What then, of the viola? What is the plucking that I hear? It never stops. It has energy because it offers movement of music through split-second plucking. One true sound at a time, one, only one, even though each sound falls rapidly onto the space left by the one preceding it.
I didn’t need to know what the viola represents, I thought. I am not, after all, writing a story. I do not need more than the beautiful representation already before me, I reasoned, eyes closed, head down, mind filled with sound. Only, as I tried to free myself from finishing the melodic parable, the answer arrived.
The viola is Time. It is plucked one beat at a . . ., at a what? At a time. For each of us. It never fails to measure the events of life. It is the one thing we all hear in common. Time. This moment. What came before is truly gone. There is no pedal to sustain it and that which will come next is not yet here.
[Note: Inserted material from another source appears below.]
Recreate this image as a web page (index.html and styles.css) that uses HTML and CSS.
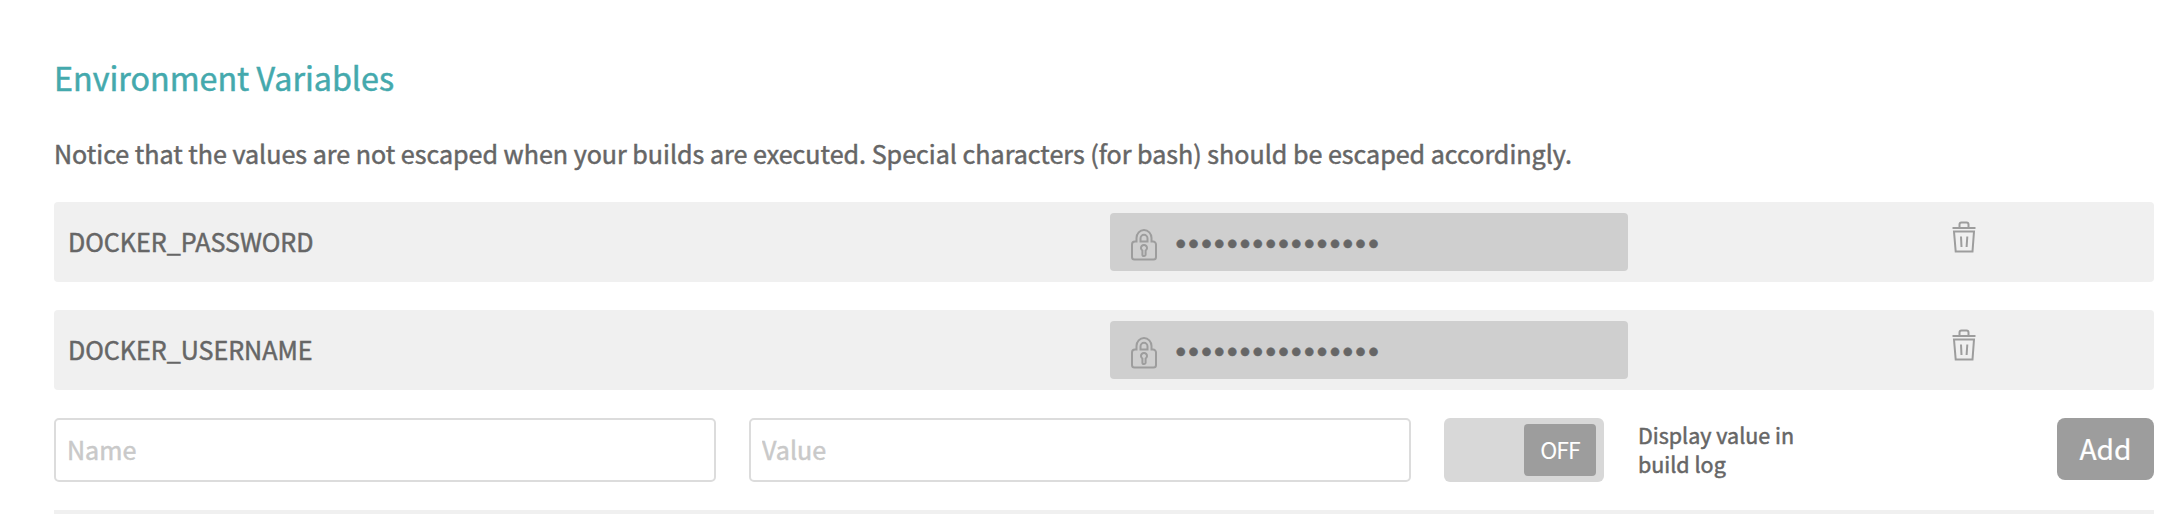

Time is plucked one note at a time. It is either heard or not, it is enjoyed or not, it is felt or not, it is received well or ill, it is only time. It is, however, never more than now. The viola is faithful to measure the movement of the first violin. When it stops, all the melodies of earthy instruments stop. What it allowed has finished.
The music stops. the magnificent, third-rate music stops, and my spirit slowly lifts from under its power. Thank you, Pachelbel. Thank you, dear Lion of Life, so sure of Yourself that I can realize you in imagery. Thank you, Karen Kragh, for drawing my heart into your joy and into your pain; thank you for the gift of shared time.